Postby ExCon90 » Wed Aug 19, 2009 3:34 pm

If you can't find fare information in old public timetables (and there were entire decades when they either didn't contain any, or -- maddeningly -- showed Pullman berth and room charges but not fares for transportation), you might have to resort to the ICC statistical reports of which a volume was published for each year from 1887 or -88. They have a breakdown by railroad showing, among a mass of figures, revenue per passenger mile. At the turn of the century they would have shown separate figures for NYC, B&A, Big Four, MC, and possibly the Lake Shore broken out separately. Since the numbers are averages they can't be used to calculate specific fares -- the best you can get from it would be a ballpark estimate. Making things more challenging, the mileage for a specific origin and destination was calculated on "short-line mileage"; i.e., the shortest physically possible rail route, whether or not that of the railroad operating the service.
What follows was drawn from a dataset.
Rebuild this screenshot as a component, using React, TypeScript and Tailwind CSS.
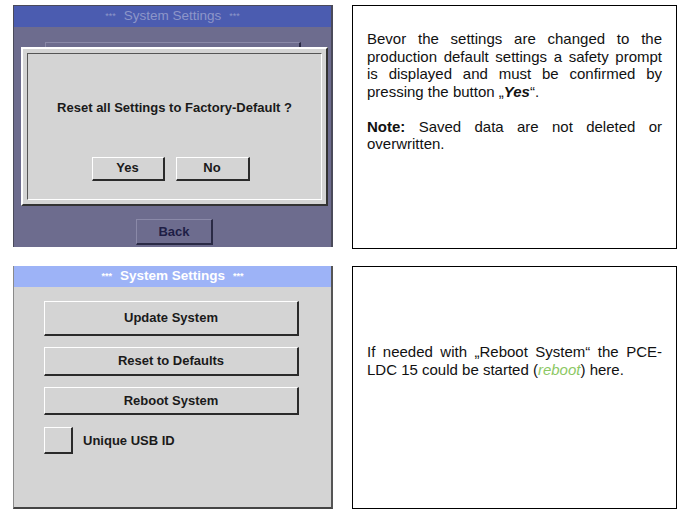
const font = { fontFamily: '"Liberation Sans", Arial, sans-serif' }

function RaisedButton({ label, className }: { label: string; className: string }) {
  return (
    <div
      className={`flex items-center justify-center border-t border-l border-t-white border-l-white border-b-2 border-r-2 border-b-[#2a2a2a] border-r-[#2a2a2a] bg-[#d4d4d4] text-[13px] font-bold text-[#1a1a1a] ${className}`}
    >
      {label}
    </div>
  )
}

function Line({ children, last }: { children: React.ReactNode; last?: boolean }) {
  return (
    <span className={`block whitespace-nowrap ${last ? '' : 'text-justify [text-align-last:justify]'}`}>
      {children}
    </span>
  )
}

function ResetDialogScreen() {
  return (
    <div className="relative flex h-[242px] w-[320px] flex-col border border-[#4a4a5a] border-r-2 border-b-0 bg-[#6d6c8e]">
      <div className="flex h-[21px] items-center justify-center bg-[#4b5cb0] text-[13.5px] text-[#8d96c9]">
        <span className="text-[9px]">***</span>
        <span className="mx-[8px]">System Settings</span>
        <span className="text-[9px]">***</span>
      </div>

      {/* dimmed screen behind the prompt */}
      <div className="flex flex-1 flex-col items-center px-[33px] pt-[15px]">
        <div className="h-[34px] w-[256px] border-t border-l border-t-[#8a89a8] border-l-[#8a89a8] border-r-2 border-r-[#2a2a45]" />
        <div className="mt-auto mb-[2px] ml-[4px] flex h-[26px] w-[77px] items-center justify-center border-t border-l border-t-[#8a89a8] border-l-[#8a89a8] border-b-2 border-r-2 border-b-[#2a2a45] border-r-[#2a2a45] text-[13px] font-bold text-[#1e1e46]">
          Back
        </div>
      </div>

      {/* safety prompt */}
      <div className="absolute left-[7px] top-[41px] h-[159px] w-[307px] border-t-2 border-l-2 border-t-white border-l-white border-b-2 border-r-2 border-b-[#333] border-r-[#333] bg-[#d4d4d4] p-[4px]">
        <div className="flex h-full flex-col items-center border-t border-l border-t-[#555] border-l-[#555] border-b border-r border-b-white border-r-white">
          <div className="mt-[44px] text-[13px] font-bold text-[#1a1a1a]">Reset all Settings to Factory-Default ?</div>
          <div className="mt-[39px] mr-[8px] flex gap-[11px]">
            <RaisedButton label="Yes" className="h-[24px] w-[73px]" />
            <RaisedButton label="No" className="h-[24px] w-[74px]" />
          </div>
        </div>
      </div>
    </div>
  )
}

function SystemSettingsScreen() {
  return (
    <div className="flex h-[243px] w-[320px] flex-col border-l border-l-[#8a8a8a] border-r-2 border-r-[#555] border-b-2 border-b-[#444] bg-[#d4d4d4]">
      <div className="flex h-[21px] items-center justify-center bg-[#9db3f7] text-[13.5px] font-bold text-white">
        <span className="text-[9px]">***</span>
        <span className="mx-[8px]">System Settings</span>
        <span className="text-[9px]">***</span>
      </div>
      <div className="flex flex-col pl-[30px] pt-[14px]">
        <RaisedButton label="Update System" className="h-[35px] w-[255px]" />
        <RaisedButton label="Reset to Defaults" className="mt-[11px] h-[29px] w-[255px]" />
        <RaisedButton label="Reboot System" className="mt-[11px] h-[28px] w-[255px]" />
        <div className="mt-[12px] flex items-center">
          <div className="h-[27px] w-[29px] border-t border-l border-t-white border-l-white border-b-2 border-r-2 border-b-[#2a2a2a] border-r-[#2a2a2a]" />
          <span className="ml-[10px] text-[13px] font-bold text-[#1a1a1a]">Unique USB ID</span>
        </div>
      </div>
    </div>
  )
}

export default function App() {
  return (
    <div className="h-[519px] w-[691px] bg-white text-black" style={font}>
      <div className="flex flex-col gap-[17px] pl-[13px] pt-[5px]">
        <div className="flex items-start gap-[19px]">
          <ResetDialogScreen />
          <div className="h-[244px] w-[325px] border border-black px-[14px] pt-[24px] text-[15px] leading-[17.5px] text-[#111]">
            <p>
              <Line>Bevor the settings are changed to the</Line>
              <Line>production default settings a safety prompt</Line>
              <Line>is displayed and must be confirmed by</Line>
              <Line last>
                pressing the button „<b className="italic">Yes</b>“.
              </Line>
            </p>
            <p className="mt-[17.5px]">
              <Line>
                <b>Note:</b> Saved data are not deleted or
              </Line>
              <Line last>overwritten.</Line>
            </p>
          </div>
        </div>

        <div className="flex items-start gap-[19px]">
          <SystemSettingsScreen />
          <div className="h-[243px] w-[325px] border border-black px-[14px] pt-[76px] text-[15px] leading-[17.5px] text-[#111]">
            <p>
              <Line>If needed with „Reboot System“ the PCE-</Line>
              <Line last>
                LDC 15 could be started (<i className="text-[#8cc864]">reboot</i>) here.
              </Line>
            </p>
          </div>
        </div>
      </div>
    </div>
  )
}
For example, as I recall, the DL&W had the shortest mileage from New York to Buffalo, so if the NYC wished to be fare-competitive it had to match that fare, and could do so with the blessing of the ICC. Thus, it's hopeless to try to arrive at a specific fare for a specific journey, but at least the average revenue per passenger mile enables you to come up with a range. Finding the ICC reports is another matter. The library of the National Railway Historical Society has a complete set, but unfortunately it is in temporary storage while the NRHS searches for a new library site. Someplace like the Barriger Library might have a set. FWIW.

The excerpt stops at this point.